The anamorphic widescreen presentation of “Miss Potter,” featuring a 2.35:1 aspect ratio, does justice to the film’s well photographed and gorgeous exterior shots, and it keeps the bar high during interior scenes as well. Sadly, not much could be done about the fact that Zellweger still only has two expressions, “I have to go to the bathroom” and “I bit into a bad lemon…do you know the way to the restroom?” How she continues to receive such high-profile roles is beyond me; I just hope she keeps appearing in movies I have no interest in paying money for.

The 5.1 Dolby Digital audio track does a magnificent job of never letting the unusually heavy-handed musical cues overpower Zellweger’s inability to create a believable British accent.

The commentary track featuring director Chris Noonan is yet another example of a moment where I felt like I was watching a different film than the one being commented on.
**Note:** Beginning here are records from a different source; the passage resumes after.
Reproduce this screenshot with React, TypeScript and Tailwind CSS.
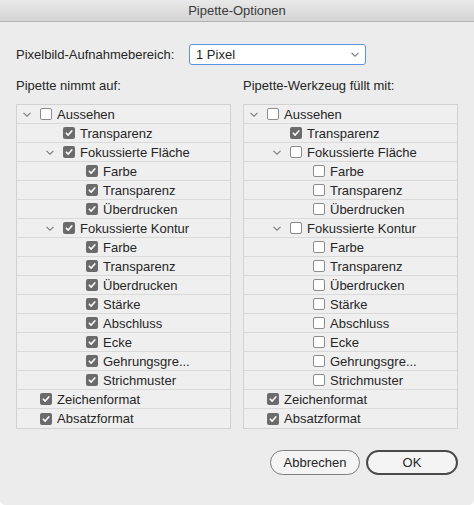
import React from "react";

type Row = { label: string; level: 0 | 1 | 2; chevron?: boolean; left: boolean; right: boolean };

const ROWS: Row[] = [
  { label: "Aussehen", level: 0, chevron: true, left: false, right: false },
  { label: "Transparenz", level: 1, left: true, right: true },
  { label: "Fokussierte Fläche", level: 1, chevron: true, left: true, right: false },
  { label: "Farbe", level: 2, left: true, right: false },
  { label: "Transparenz", level: 2, left: true, right: false },
  { label: "Überdrucken", level: 2, left: true, right: false },
  { label: "Fokussierte Kontur", level: 1, chevron: true, left: true, right: false },
  { label: "Farbe", level: 2, left: true, right: false },
  { label: "Transparenz", level: 2, left: true, right: false },
  { label: "Überdrucken", level: 2, left: true, right: false },
  { label: "Stärke", level: 2, left: true, right: false },
  { label: "Abschluss", level: 2, left: true, right: false },
  { label: "Ecke", level: 2, left: true, right: false },
  { label: "Gehrungsgre...", level: 2, left: true, right: false },
  { label: "Strichmuster", level: 2, left: true, right: false },
  { label: "Zeichenformat", level: 0, left: true, right: true },
  { label: "Absatzformat", level: 0, left: true, right: true },
];

const INDENT = ["pl-[6px]", "pl-[29px]", "pl-[52px]"];

function Chevron() {
  return (
    <svg width="8" height="5" viewBox="0 0 8 5" className="block">
      <path d="M0.5 0.8L4 4.2L7.5 0.8" fill="none" stroke="#7c7c7c" strokeWidth="1.1" />
    </svg>
  );
}

function Check({ on }: { on: boolean }) {
  if (!on)
    return <span className="block w-[12px] h-[12px] rounded-[2px] border border-[#8c8c8c] bg-white shrink-0" />;
  return (
    <span className="flex items-center justify-center w-[12px] h-[12px] rounded-[2px] bg-[#6b6b6b] shrink-0">
      <svg width="10" height="10" viewBox="0 0 10 10">
        <path d="M2.3 5.2L4.2 7.1L7.8 2.9" fill="none" stroke="#fff" strokeWidth="1.6" strokeLinecap="round" strokeLinejoin="round" />
      </svg>
    </span>
  );
}

function Tree({ side }: { side: "left" | "right" }) {
  return (
    <div className="border border-[#d2d2d2] bg-[#efefef]">
      {ROWS.map((r, i) => (
        <div
          key={i}
          className={`h-[19px] flex items-center ${INDENT[r.level]} ${i < ROWS.length - 1 ? "border-b border-[#dadada]" : ""}`}
        >
          <span className="w-[17px] shrink-0 flex items-center">{r.chevron && <Chevron />}</span>
          <Check on={r[side]} />
          <span className="ml-[5px] text-[13px] leading-none text-[#262626] whitespace-nowrap">{r.label}</span>
        </div>
      ))}
    </div>
  );
}

export default function App() {
  return (
    <div className="w-[474px] h-[505px] bg-white" style={{ fontFamily: '"Liberation Sans", Arial, sans-serif' }}>
      <div className="w-full h-full bg-[#ececec] rounded-b-[5px] overflow-hidden flex flex-col">
        {/* title bar */}
        <div className="h-[22px] shrink-0 flex items-center justify-center bg-gradient-to-b from-[#e9e9e9] to-[#d4d4d4] border-b border-[#b3b3b3]">
          <span className="text-[13px] text-[#3a3a3a]">Pipette-Optionen</span>
        </div>

        <div className="px-[16px]">
          <div className="mt-[22px] flex items-center h-[21px]">
            <span className="text-[13px] text-[#262626] w-[173px]">Pixelbild-Aufnahmebereich:</span>
            <div className="w-[177px] h-[21px] bg-white border border-[#5b93dc] rounded-[3px] flex items-center justify-between pl-[6px] pr-[6px]">
              <span className="text-[13px] text-[#262626]">1 Pixel</span>
              <Chevron />
            </div>
          </div>

          <div className="mt-[13px] grid grid-cols-2 gap-x-[12px]">
            <div className="text-[13px] text-[#262626] h-[16px] leading-[16px]">Pipette nimmt auf:</div>
            <div className="text-[13px] text-[#262626] h-[16px] leading-[16px]">Pipette-Werkzeug füllt mit:</div>
            <div className="mt-[10px]">
              <Tree side="left" />
            </div>
            <div className="mt-[10px]">
              <Tree side="right" />
            </div>
          </div>

          <div className="mt-[21px] flex justify-end gap-[6px]">
            <button className="w-[90px] h-[25px] rounded-full border border-[#7e7e7e] bg-[#f4f4f4] text-[13px] text-[#262626]">
              Abbrechen
            </button>
            <button className="w-[92px] h-[25px] rounded-full border-2 border-[#4a4a4a] bg-[#f4f4f4] text-[13px] text-[#262626]">
              OK
            </button>
          </div>
        </div>
      </div>
    </div>
  );
}
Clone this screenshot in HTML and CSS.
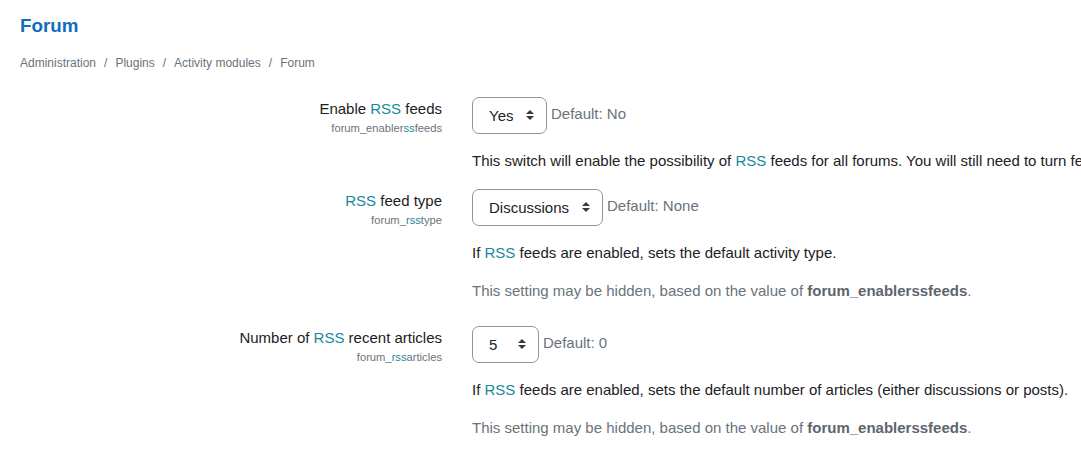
FILE: index.html
```html
<!DOCTYPE html>
<html lang="en">
<head>
<meta charset="utf-8">
<title>Forum</title>
<link rel="stylesheet" href="styles.css">
</head>
<body>
<div class="page">
  <h2 class="title">Forum</h2>
  <nav class="crumbs">
    <span>Administration</span><span class="sep">/</span><span>Plugins</span><span class="sep">/</span><span>Activity modules</span><span class="sep">/</span><span>Forum</span>
  </nav>

  <div class="setting first">
    <div class="label">
      <div class="name">Enable <span class="hl">RSS</span> feeds</div>
      <div class="key">forum_enabler<span class="hl">ss</span>feeds</div>
    </div>
    <div class="field">
      <div class="control">
        <span class="sel"><select><option>Yes</option><option>No</option></select></span>
        <span class="default">Default: No</span>
      </div>
      <p class="desc">This switch will enable the possibility of <span class="hl">RSS</span> feeds for all forums. You will still need to turn feeds on manually in the settings for each forum.</p>
    </div>
  </div>

  <div class="setting">
    <div class="label">
      <div class="name"><span class="hl">RSS</span> feed type</div>
      <div class="key">forum_<span class="hl">rss</span>type</div>
    </div>
    <div class="field">
      <div class="control">
        <span class="sel"><select><option>Discussions</option><option>None</option><option>Posts</option></select></span>
        <span class="default">Default: None</span>
      </div>
      <p class="desc">If <span class="hl">RSS</span> feeds are enabled, sets the default activity type.</p>
      <p class="note">This setting may be hidden, based on the value of <strong>forum_enablerssfeeds</strong>.</p>
    </div>
  </div>

  <div class="setting">
    <div class="label">
      <div class="name">Number of <span class="hl">RSS</span> recent articles</div>
      <div class="key">forum_<span class="hl">rss</span>articles</div>
    </div>
    <div class="field">
      <div class="control">
        <span class="sel"><select><option>5</option><option>0</option><option>1</option><option>10</option><option>15</option><option>20</option></select></span>
        <span class="default">Default: 0</span>
      </div>
      <p class="desc">If <span class="hl">RSS</span> feeds are enabled, sets the default number of articles (either discussions or posts).</p>
      <p class="note">This setting may be hidden, based on the value of <strong>forum_enablerssfeeds</strong>.</p>
    </div>
  </div>
</div>
</body>
</html>
```

FILE: styles.css
```css
html, body {
  margin: 0;
  padding: 0;
  overflow: hidden;
  background: #ffffff;
}
body {
  font-family: "Liberation Sans", Arial, sans-serif;
  font-size: 15px;
  line-height: 1.5;
  color: #1d2125;
}
.page {
  padding: 15px 0 0 20px;
}
.title {
  margin: 0;
  font-size: 18.75px;
  line-height: 22px;
  font-weight: bold;
  color: #0f6cbf;
}
.crumbs {
  margin-top: 17px;
  font-size: 12px;
  line-height: 18px;
  color: #6a737b;
  display: flex;
}
.crumbs .sep {
  padding: 0 8px;
}
.hl {
  color: #17899c;
}
.setting {
  display: grid;
  grid-template-columns: 422px 1fr;
  column-gap: 30px;
  margin-top: 16px;
}
.setting.first {
  margin-top: 24px;
}
.label {
  text-align: right;
  padding-top: 1px;
}
.name {
  line-height: 23px;
}
.key {
  font-size: 11.2px;
  line-height: 16px;
  color: #6a737b;
}
.field {
  min-width: 0;
}
.desc,
.note {
  white-space: nowrap;
}
.control {
  display: flex;
  align-items: flex-start;
  gap: 4px;
  margin-top: 1px;
}
.sel {
  position: relative;
  display: inline-block;
}
.sel select {
  appearance: none;
  -webkit-appearance: none;
  font-family: "Liberation Sans", Arial, sans-serif;
  font-size: 15px;
  line-height: 22px;
  color: #1d2125;
  background: #ffffff;
  border: 1px solid #8f959e;
  border-radius: 7px;
  padding: 7px 32px 6px 16px;
  height: 37px;
  margin: 0;
}
.sel::before,
.sel::after {
  content: "";
  position: absolute;
  right: 13px;
  width: 0;
  height: 0;
  border-left: 4px solid transparent;
  border-right: 4px solid transparent;
  pointer-events: none;
}
.sel::before {
  top: 13px;
  border-bottom: 4px solid #343a40;
}
.sel::after {
  top: 19px;
  border-top: 4px solid #343a40;
}
.default {
  color: #6a737b;
  line-height: 22px;
  padding-top: 6px;
}
.desc {
  margin: 16px 0 0 0;
  line-height: 22px;
}
.note {
  margin: 16px 0 7px 0;
  line-height: 22px;
  color: #6a737b;
}
.note strong {
  font-weight: bold;
  color: #5d656d;
}
```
Noonan plows through the film, heaping accolades on undeserved performances and leaving behind a commentary track oddly disjointed from reality. The only bit of worthwhile information I gathered from his track is that “Miss Potter” could have been far worse than it turned out. It was originally planned as a musical.
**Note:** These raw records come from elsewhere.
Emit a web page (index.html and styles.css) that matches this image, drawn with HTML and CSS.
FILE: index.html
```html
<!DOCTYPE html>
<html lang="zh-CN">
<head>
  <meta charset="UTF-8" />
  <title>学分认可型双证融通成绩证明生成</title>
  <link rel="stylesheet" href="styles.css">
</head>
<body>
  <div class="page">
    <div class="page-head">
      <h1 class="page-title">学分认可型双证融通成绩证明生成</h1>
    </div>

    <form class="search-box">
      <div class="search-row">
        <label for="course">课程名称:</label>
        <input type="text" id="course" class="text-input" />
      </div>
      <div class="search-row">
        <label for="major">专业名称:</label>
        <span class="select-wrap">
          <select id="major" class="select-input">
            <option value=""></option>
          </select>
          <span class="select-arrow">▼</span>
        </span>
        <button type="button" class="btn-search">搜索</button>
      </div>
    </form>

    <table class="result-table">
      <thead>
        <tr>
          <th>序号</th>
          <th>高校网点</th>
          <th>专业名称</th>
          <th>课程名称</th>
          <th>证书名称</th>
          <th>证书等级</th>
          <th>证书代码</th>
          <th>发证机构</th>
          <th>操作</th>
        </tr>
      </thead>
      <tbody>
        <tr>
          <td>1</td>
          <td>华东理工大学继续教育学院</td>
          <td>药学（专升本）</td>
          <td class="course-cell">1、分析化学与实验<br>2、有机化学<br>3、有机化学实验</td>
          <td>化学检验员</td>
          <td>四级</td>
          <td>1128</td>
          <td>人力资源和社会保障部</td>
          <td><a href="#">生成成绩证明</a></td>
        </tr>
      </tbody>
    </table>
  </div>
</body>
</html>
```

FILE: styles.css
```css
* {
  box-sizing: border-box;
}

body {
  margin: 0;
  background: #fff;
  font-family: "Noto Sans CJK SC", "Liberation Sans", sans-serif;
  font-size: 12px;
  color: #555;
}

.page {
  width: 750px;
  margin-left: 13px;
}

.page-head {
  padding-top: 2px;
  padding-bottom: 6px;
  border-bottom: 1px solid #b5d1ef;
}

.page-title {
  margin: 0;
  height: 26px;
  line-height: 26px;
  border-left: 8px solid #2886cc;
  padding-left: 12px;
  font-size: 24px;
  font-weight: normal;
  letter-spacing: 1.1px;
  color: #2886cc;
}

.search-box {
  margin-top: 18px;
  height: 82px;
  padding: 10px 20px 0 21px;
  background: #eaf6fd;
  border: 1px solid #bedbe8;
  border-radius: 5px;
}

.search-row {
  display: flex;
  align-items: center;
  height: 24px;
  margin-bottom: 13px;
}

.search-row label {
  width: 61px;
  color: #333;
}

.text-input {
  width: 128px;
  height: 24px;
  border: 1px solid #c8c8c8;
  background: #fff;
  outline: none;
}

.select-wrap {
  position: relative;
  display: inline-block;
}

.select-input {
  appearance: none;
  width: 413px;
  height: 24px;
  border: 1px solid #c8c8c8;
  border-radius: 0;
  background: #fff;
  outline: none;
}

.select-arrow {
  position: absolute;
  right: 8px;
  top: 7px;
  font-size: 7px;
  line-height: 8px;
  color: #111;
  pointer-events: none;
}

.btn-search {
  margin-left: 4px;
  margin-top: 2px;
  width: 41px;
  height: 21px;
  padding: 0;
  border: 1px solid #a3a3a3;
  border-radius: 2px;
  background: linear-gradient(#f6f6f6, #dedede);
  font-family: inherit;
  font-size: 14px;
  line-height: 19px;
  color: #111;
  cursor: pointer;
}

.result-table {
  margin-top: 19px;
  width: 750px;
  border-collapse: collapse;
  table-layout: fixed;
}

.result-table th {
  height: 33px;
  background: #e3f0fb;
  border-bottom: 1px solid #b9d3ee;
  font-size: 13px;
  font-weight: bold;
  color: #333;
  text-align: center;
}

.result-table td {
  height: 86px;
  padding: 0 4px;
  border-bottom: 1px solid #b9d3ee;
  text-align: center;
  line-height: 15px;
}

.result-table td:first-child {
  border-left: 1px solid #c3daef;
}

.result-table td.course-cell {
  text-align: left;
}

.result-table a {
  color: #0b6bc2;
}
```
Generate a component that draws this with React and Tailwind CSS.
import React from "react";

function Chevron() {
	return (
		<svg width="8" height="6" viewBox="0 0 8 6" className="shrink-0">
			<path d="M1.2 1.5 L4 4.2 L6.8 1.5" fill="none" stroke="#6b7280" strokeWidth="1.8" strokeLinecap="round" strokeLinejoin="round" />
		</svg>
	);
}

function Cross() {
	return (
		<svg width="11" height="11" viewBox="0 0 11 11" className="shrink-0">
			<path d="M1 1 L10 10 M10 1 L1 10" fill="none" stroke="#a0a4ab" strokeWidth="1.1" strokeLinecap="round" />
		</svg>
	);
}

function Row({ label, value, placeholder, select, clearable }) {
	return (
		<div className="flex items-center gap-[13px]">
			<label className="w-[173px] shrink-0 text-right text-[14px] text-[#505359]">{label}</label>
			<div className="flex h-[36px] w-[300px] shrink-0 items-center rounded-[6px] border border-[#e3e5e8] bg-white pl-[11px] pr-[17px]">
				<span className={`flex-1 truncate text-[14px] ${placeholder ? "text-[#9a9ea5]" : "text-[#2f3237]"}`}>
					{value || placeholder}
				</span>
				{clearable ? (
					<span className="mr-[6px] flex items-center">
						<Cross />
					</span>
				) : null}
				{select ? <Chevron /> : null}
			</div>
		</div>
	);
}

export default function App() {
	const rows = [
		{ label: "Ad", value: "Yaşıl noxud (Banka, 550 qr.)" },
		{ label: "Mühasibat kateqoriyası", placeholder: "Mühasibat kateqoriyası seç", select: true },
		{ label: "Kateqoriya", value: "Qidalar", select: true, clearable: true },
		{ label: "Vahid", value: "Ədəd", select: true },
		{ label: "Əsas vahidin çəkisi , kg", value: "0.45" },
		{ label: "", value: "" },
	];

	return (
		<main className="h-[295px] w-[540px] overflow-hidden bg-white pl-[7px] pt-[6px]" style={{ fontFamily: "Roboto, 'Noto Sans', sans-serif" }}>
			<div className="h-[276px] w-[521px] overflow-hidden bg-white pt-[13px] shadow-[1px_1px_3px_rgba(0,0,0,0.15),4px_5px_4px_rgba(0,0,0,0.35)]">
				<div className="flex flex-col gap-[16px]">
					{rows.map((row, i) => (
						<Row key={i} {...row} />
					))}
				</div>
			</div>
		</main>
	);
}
“The Tale of Peter Rabbit and Beatrix Potter” is a polite, twenty-minute bio about Potter narrated by McGregor himself. The disc also contains “The Making of a Real Life Fairy Tale,” a self-congratulatory, behind-the-scenes look at the film that is entirely unnecessary and redundant in the face of the director’s commentary. In addition to the theatrical trailer for the film, a music video for the forgettable song “When You Taught Me How to Dance” is also included.

Film Value:
Absolutely nothing in “Miss Potter” outside of McGregor’s lively performance is worth anyone’s attention. The animation is cheap and depthless, without the life found in Potter’s charming original artwork. And first-time screenwriter Richard Maltby Jr’s syrupy sweet script fails to give Potter and Wayne’s star-crossed romance any real credence or importance. For kids looking to experience a truly enchanting tale, you’re better off picking up director Chris Noonan’s previous film, the near-perfect “Babe.” And for the adult looking for a true story mixed with fantasy that will actually enchant them and keep them awake, give Peter Jackson’s beautifully crafted “Heavenly Creatures” a try.